Undeterred, WH Group chose to start the IPO without cornerstones, initially seeking as much as $5.3 billion. Faced with tepid demand, the company cut the size of the deal to $1.9 billion, then failed to complete the IPO as it drew insufficient bids. The day before the sale was pulled, Morgan Stanley, which was in charge of compiling orders, had sent an e-mail to fellow bookrunners telling them the offering was covered.
Speculative Bids
What went wrong? First, banks vying for more senior roles on the IPO and a greater share of fees may have persuaded WH Group executives to seek an unreasonable valuation, people who worked on the deal said.
The book-building process also suffered as there were last-minute withdrawals of bids from speculators, according to the people. It wasn’t until the final hours before the offer closed that it became clear that there weren’t enough orders to cover the deal, one person said.

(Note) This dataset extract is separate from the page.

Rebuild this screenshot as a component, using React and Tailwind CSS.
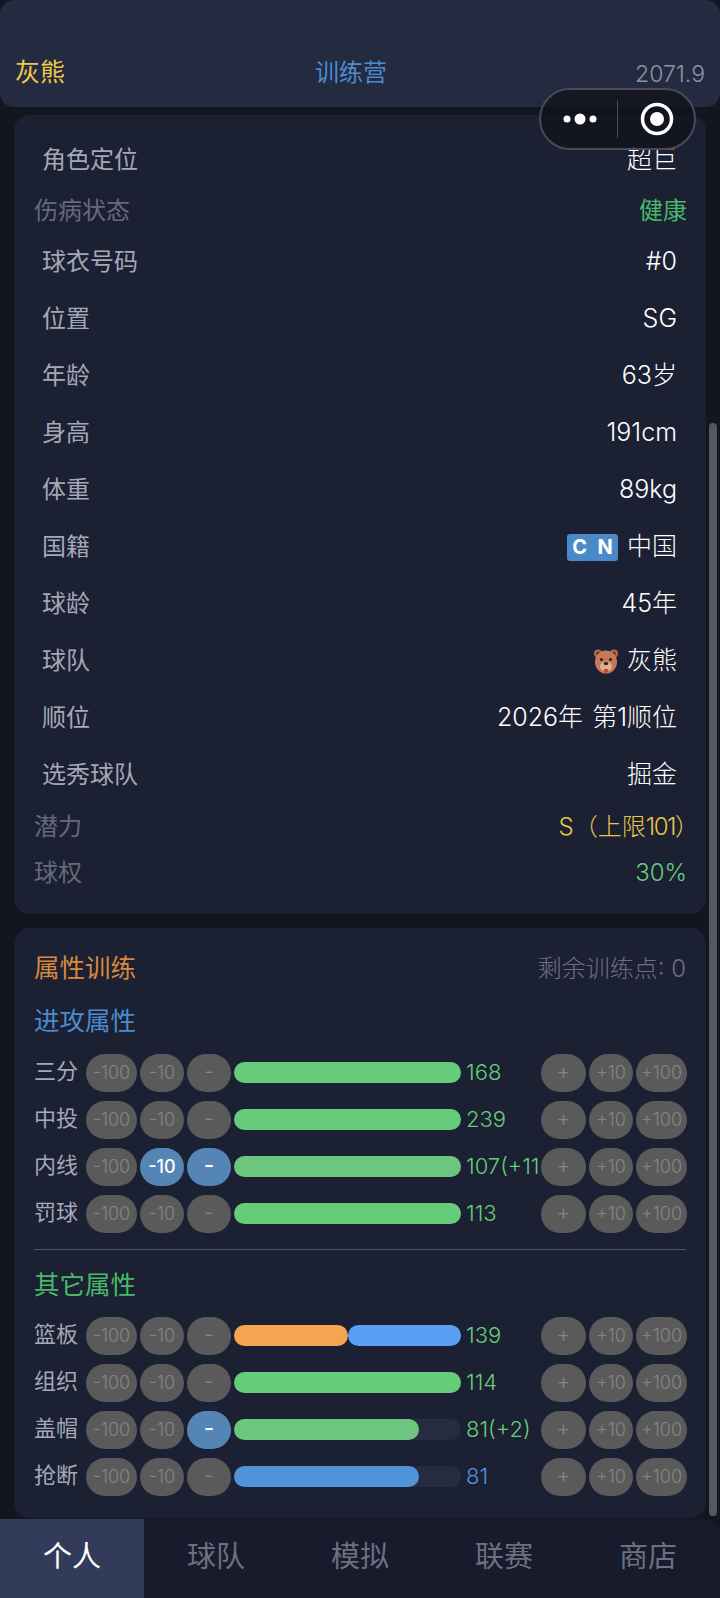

For its second try at going public, WH Group hired just two banks as main bookrunners: Morgan Stanley and BOC International Holdings Ltd. This time, the company is offering shares at least 23 percent cheaper than in its April attempt, people with knowledge of the matter said yesterday. Spokesmen for WH Group and Morgan Stanley declined to comment.
Hong Kong’s securities regulator in 2012 backed away from a proposal to limit the number of senior IPO underwriters, or sponsors, amid resistance from the banking industry.
Hand-Holding
Having too many sponsors might lead to “fragmentation of work, gaps and overlaps,” the Securities and Futures Commission said in a 2012 consultation paper. “From the perspective of investors there appears to be no benefit in having more than one sponsor.”
The initial WH Group IPO flop shows the regulator should push ahead with the reform it proposed, according to the Asian Corporate Governance Association.
“The market was shooting itself in the foot, telling the regulator we can do this ourselves,” said Michael Cheng, the group’s research director and former head of listing policy at Hong Kong’s stock exchange. “It’s a stark reminder to the regulator that the market needs more hand-holding on this one.”